Ensign can’t buy friends like Donald – literally. The Justice Department is looking into whether Mom and Dad’s “contribution” was illegal or any other ethics laws were broken. Perhaps ethics laws like sleeping with your friend’s wife and then putting her on the payroll for a job well done.

But Donald is loyal, if a bit of a cheapskate. “As a senator, he’s doing the right thing, ” Donald said. “He votes the right way.” Of course, you’d never know it by his fellow Republicans who are shunning him like a heretic in front of the Mormon Tabernacle.

There are plenty of cases of Escaped Dick Syndrome in Washington – “if you have an erection lasting longer than 2 terms, contact your doctor – this is only one of them. Overall, the public seems to be getting immune to stories like this. For the most part, no one cares except Pat Robertson and he only cares when it’s a Democrat.

Feather Dusters Stuck Up Ancient, Wrinkly Bums
We’re becoming more French or Italian in that we accept powerful men with mistresses as the way of the world. After all, it’s not like they’re British politicians who are more frequently caught wearing fishnets, clucking like chickens, and running around the halls of Parliament with feather dusters stuck up their ancient, wrinkly bums.

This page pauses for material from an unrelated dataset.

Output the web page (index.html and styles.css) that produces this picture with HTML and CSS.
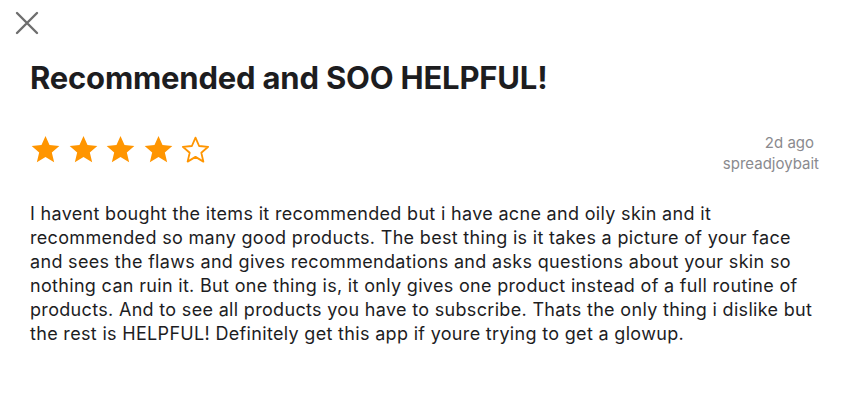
FILE: index.html
```html
<!DOCTYPE html>
<html>
<head>
<meta charset="utf-8">
<link rel="stylesheet" href="styles.css">
</head>
<body>
<div class="page">
  <button class="close" aria-label="Close">
    <svg width="26" height="26" viewBox="0 0 26 26"><path d="M3 3 L23 23 M23 3 L3 23" stroke="#6e6e6e" stroke-width="2.4" stroke-linecap="round" fill="none"/></svg>
  </button>
  <h1 class="title">Recommended and SOO HELPFUL!</h1>
  <div class="meta-row">
    <div class="stars">
      <svg class="star" viewBox="0 0 24 24"><path d="M12 1.6l3.1 7 7.6.7-5.8 5 1.8 7.5L12 17.8l-6.7 4 1.8-7.5-5.8-5 7.6-.7z" fill="#ff9500"/></svg>
      <svg class="star" viewBox="0 0 24 24"><path d="M12 1.6l3.1 7 7.6.7-5.8 5 1.8 7.5L12 17.8l-6.7 4 1.8-7.5-5.8-5 7.6-.7z" fill="#ff9500"/></svg>
      <svg class="star" viewBox="0 0 24 24"><path d="M12 1.6l3.1 7 7.6.7-5.8 5 1.8 7.5L12 17.8l-6.7 4 1.8-7.5-5.8-5 7.6-.7z" fill="#ff9500"/></svg>
      <svg class="star" viewBox="0 0 24 24"><path d="M12 1.6l3.1 7 7.6.7-5.8 5 1.8 7.5L12 17.8l-6.7 4 1.8-7.5-5.8-5 7.6-.7z" fill="#ff9500"/></svg>
      <svg class="star" viewBox="0 0 24 24"><path d="M12 2.8l2.8 6.5 7 .6-5.3 4.6 1.6 6.9L12 17.7l-6.1 3.7 1.6-6.9-5.3-4.6 7-.6z" fill="none" stroke="#ff9500" stroke-width="1.4" stroke-linejoin="round"/></svg>
    </div>
    <div class="info">
      <div class="date">2d ago</div>
      <div class="author">spreadjoybait</div>
    </div>
  </div>
  <p class="body">I havent bought the items it recommended but i have acne and oily skin and it recommended so many good products. The best thing is it takes a picture of your face and sees the flaws and gives recommendations and asks questions about your skin so nothing can ruin it. But one thing is, it only gives one product instead of a full routine of products. And to see all products you have to subscribe. Thats the only thing i dislike but the rest is HELPFUL! Definitely get this app if youre trying to get a glowup.</p>
</div>
</body>
</html>
```
FILE: styles.css
```css
html, body {
  margin: 0;
  padding: 0;
  background: #ffffff;
}
body {
  font-family: Inter, "Noto Sans", sans-serif;
  color: #1d1d1f;
}
.page {
  width: 846px;
  height: 412px;
  box-sizing: border-box;
  padding: 0 27px 0 30px;
  display: flex;
  flex-direction: column;
}
.close {
  margin: 10px 0 0 -16px;
  padding: 0;
  border: 0;
  background: none;
  width: 26px;
  height: 26px;
  display: flex;
}
.title {
  margin: 24px 0 0;
  font-size: 31px;
  font-weight: 700;
  letter-spacing: -0.2px;
  line-height: 36px;
  color: #1d1d1f;
}
.meta-row {
  margin-top: 26px;
  display: flex;
  justify-content: space-between;
  align-items: flex-start;
}
.stars {
  display: flex;
  gap: 6.5px;
  margin-top: 12px;
}
.star {
  width: 31px;
  height: 31px;
  display: block;
}
.info {
  margin-top: 10px;
  margin-right: 2px;
  text-align: right;
  font-size: 15px;
  line-height: 21px;
  color: #8a8a8e;
}
.date {
  margin-right: 3px;
}
.author {
  margin-right: -2px;
}
.body {
  margin: 28px 0 0;
  font-size: 18px;
  letter-spacing: 0.32px;
  line-height: 24px;
  color: #1d1d1f;
}
```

Of course, you could quibble that Ensign and the rest of the pious C-Street Rat Pack should be reprimanded for hypocrisy with oak leaf clusters. But then if having a mistress – which effects no one other than them – is the worst thing they do I’d call it a good, though, low-paying day.

Ensign’s fund-raising performance is so grotesquely bad it’s funny. Mainstream Republicans and Teabaggers alike hate him and by comparison, fellow Nevada Sen. Harry Reid looks like a frickin’ genius, which is no small feat. It’s also bittersweet that poor old Robert Donald is standing by him like a dog waiting on the train platform for a master who’ll never come.

After all, he can’t.  Fifty bucks ain’t enough for a ticket.